1300 Constitution Ave NW, Washington, DC 20560
In Advise and Consent:
“My dear,” she said again, “nobody could want that right. The others were wise. It’s too big. Much as I want to help you, and much as I am prepared to help you in whatever you decide, the decision has got to be yours. About all I can say is what I expect Bill said and what I expect the others said: Orrin Knox has lived in a certain way and come to mean certain things to his country and his time. He has to decide now whether he wants to mean something else. It’s as simple as that.”
“Simple!” he said with a groan. “My God, what a word. Look at this,” he said, remembering the paper and giving it to her. “Does this make it simple?”
She glanced at it quickly and handed it back.
“Why don’t you give it to the Smithsonian?” she suggested with a smile. “They have everything else.” Page i1479
In Real Life:
In Advise and Consent, the wife of Senator Orrin Knox tells him to give his letter from the President of the United States to the Smithsonian. I know the letter isn’t real – and it didn’t even end up with the Smithsonian – but all of it did seem, to me, like an invitation to check out the Smithsonian. So I pulled up the list of Smithsonian Museums and found the National Museum of American History. Its website says it collects artifacts of all kinds to preserve “an enduring record of our past…” Now, that certainly seemed like a place that would preserve a Presidential letter – so I went to check it out.
It’s one of my favorite things about tripping on books. When you go to Washington D.C. and you want to visit the Smithsonian – it opens up a whole can of worms. The Smithsonian is ubiquitous – it’s been mushrooming ever since James Smithson, see what they did there, left a half a million dollars to establish an institution for the “increase and diffusion of knowledge.” He was British but he wanted all this diffusion to happen in America. So in 1938 – his nephew notified the Americans of this big gift. President Andrew Jackson sent the British Ambassador to pick up the money. And now – after almost two hundred years of wrangling – the Smithsonian is holding millions of artifacts – in nineteen different buildings which makes it hard to figure out where to go and what to look at. But book travel sharpens the focus.
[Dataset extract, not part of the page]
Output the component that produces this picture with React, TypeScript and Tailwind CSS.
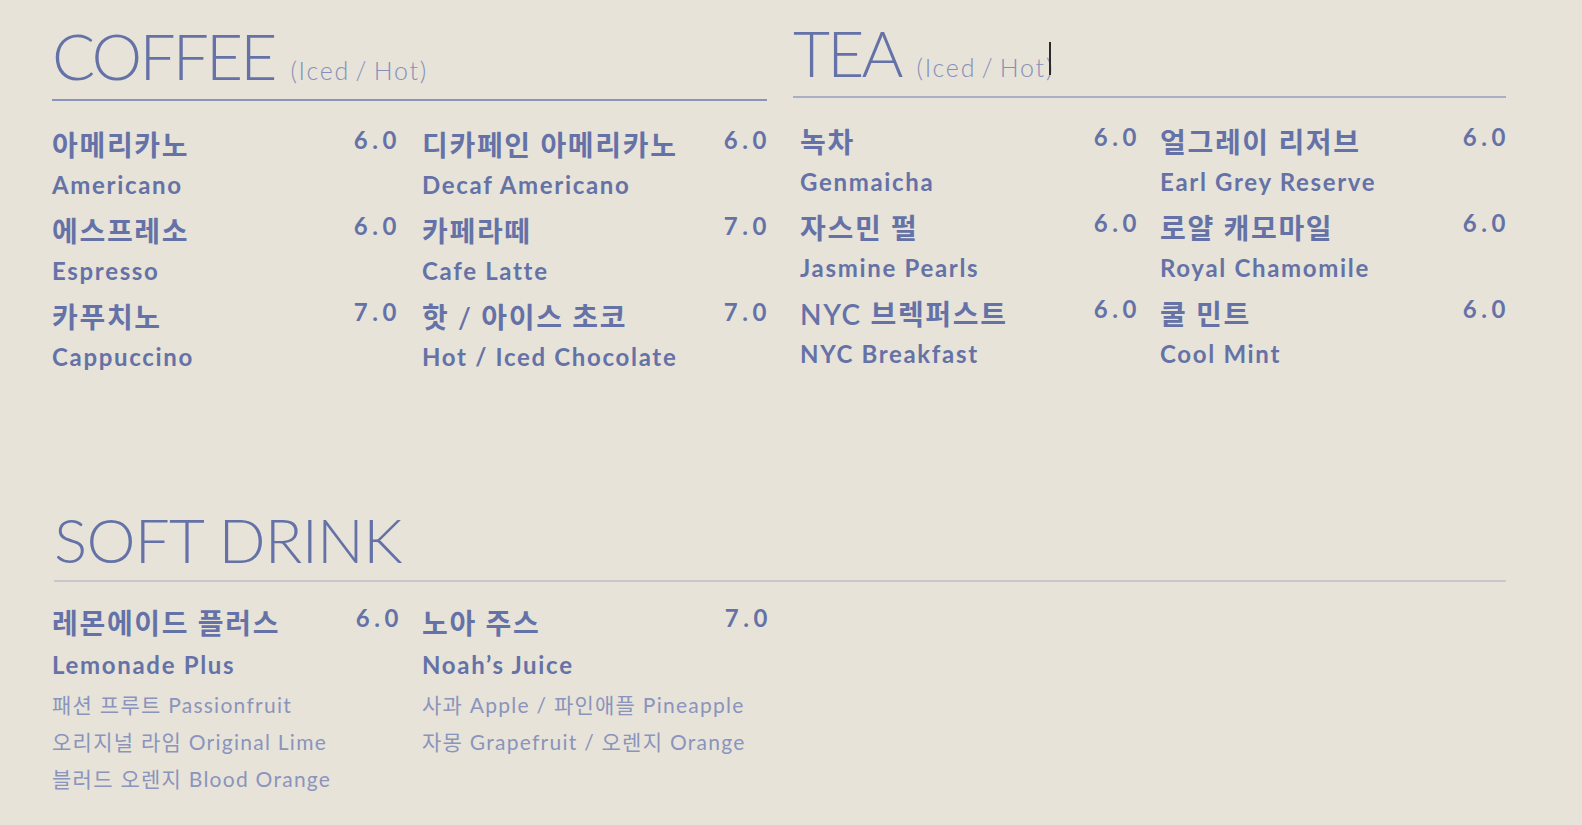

When I figured out the Amerian History Museum was the right place to go to check out presidential artifacts, I realized I’d been there a few times in high school. In fact, it was one of our quick stops when we went to Washington D.C. We’d dash into the Air and Space Museum and watched To Fly, which at the time was a thoroughly modern IMAX theater experience. Then we’d dash over to the Amerian History museum to check out the first lady dresses which we circled in awe. On this visit, we wandered around downstairs – in the transportation exhibit where we saw a California Highway Patrol officer directing traffic. We popped into Bon Appetit! Julia Child’s Kitchen at the Smithsonian, and visited with a lifesize Julia. We examined the Star Spangled Banner in a big dark room and scrambled around in the Vietnam War. We learned what a glorious burden the American Presidency is – but I felt a rush to get back to my first lady dresses. I was a little surprised when I saw them again – I walked among the dresses and realized they looked so much smaller – and even a little dusty or something. Maybe the experience had grown in stature in my mind over the years. Or had I grown? Or is it true what the website said about the Smithsonian – that it’s our nation’s attic – and maybe, hidden away in an attic – things fade over time?